The question of whether we still live in democracies

thus allows for a twofold answer. Yes, we may still decide in favor of Merkel and against Höcke (AfD), in favor of Van der Bellen and against Hofer (FPÖ) – and that is an enormous asset. But unless being content with economic marginalization or imposed militarily domination, we must adapt to the most successful „role model“ of leading competitors – in other words, we are forced to exchange a substantial part of democratic self-determination for a determination from outside – even doing so in the knowledge that it is precisely this race of competing nations that is leading all of them into disaster.
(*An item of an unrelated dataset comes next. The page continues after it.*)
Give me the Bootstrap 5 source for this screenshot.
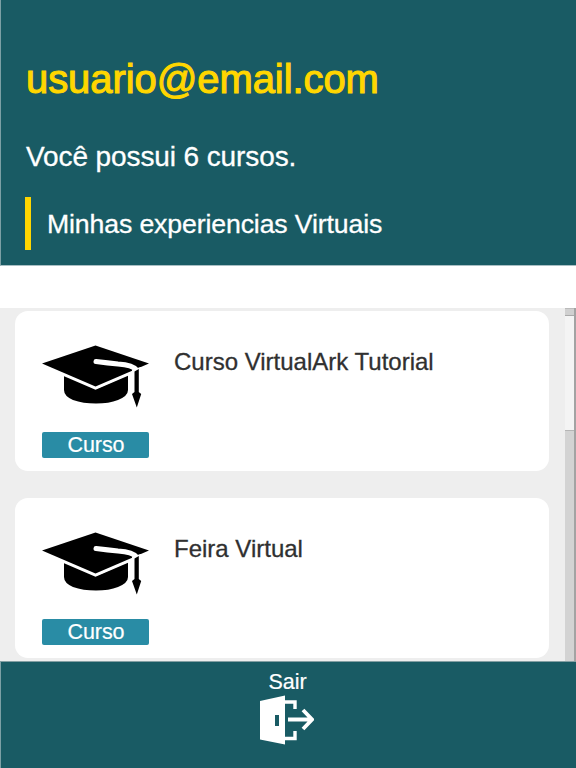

This insight amounts to an admission of powerlessness. But we must have the courage to face the truth, because only then will we be able to find a way of escape. This can only consist of a willingness in all states to renounce part of their sovereignty in order to put an end to the disastrous race that threatens everyone with both environmental and nuclear destruction. True, this demand too reduces sovereignty but it does so on a voluntary base in preventing disaster while current constraints from outside, that is the race of nations, make us involuntarily court disaster. In a globalized world, where each state influences the fate of all others by consuming scarce resources and destroying precious environment, events do no longer follow man’s true needs and intentions: democracy is in danger of degenerating into a mere farce. In the 21st century, man will reemerge as the master of his destiny only when he entrusts to an international authority the care for the tiny boat that (despite Mars and the Moon) will probably remain forever the only one for mankind.

1 How I hate to write this sentence! On a globe that already resembles a powder keg, every additional atomic bomb means another step towards the apocalypse. Unfortunately, strict pacifism is no alternative either when applied to a shark tank. The global race of nations has maneuvered mankind into a situation from which it can only rescue a supranational authority that ends this race.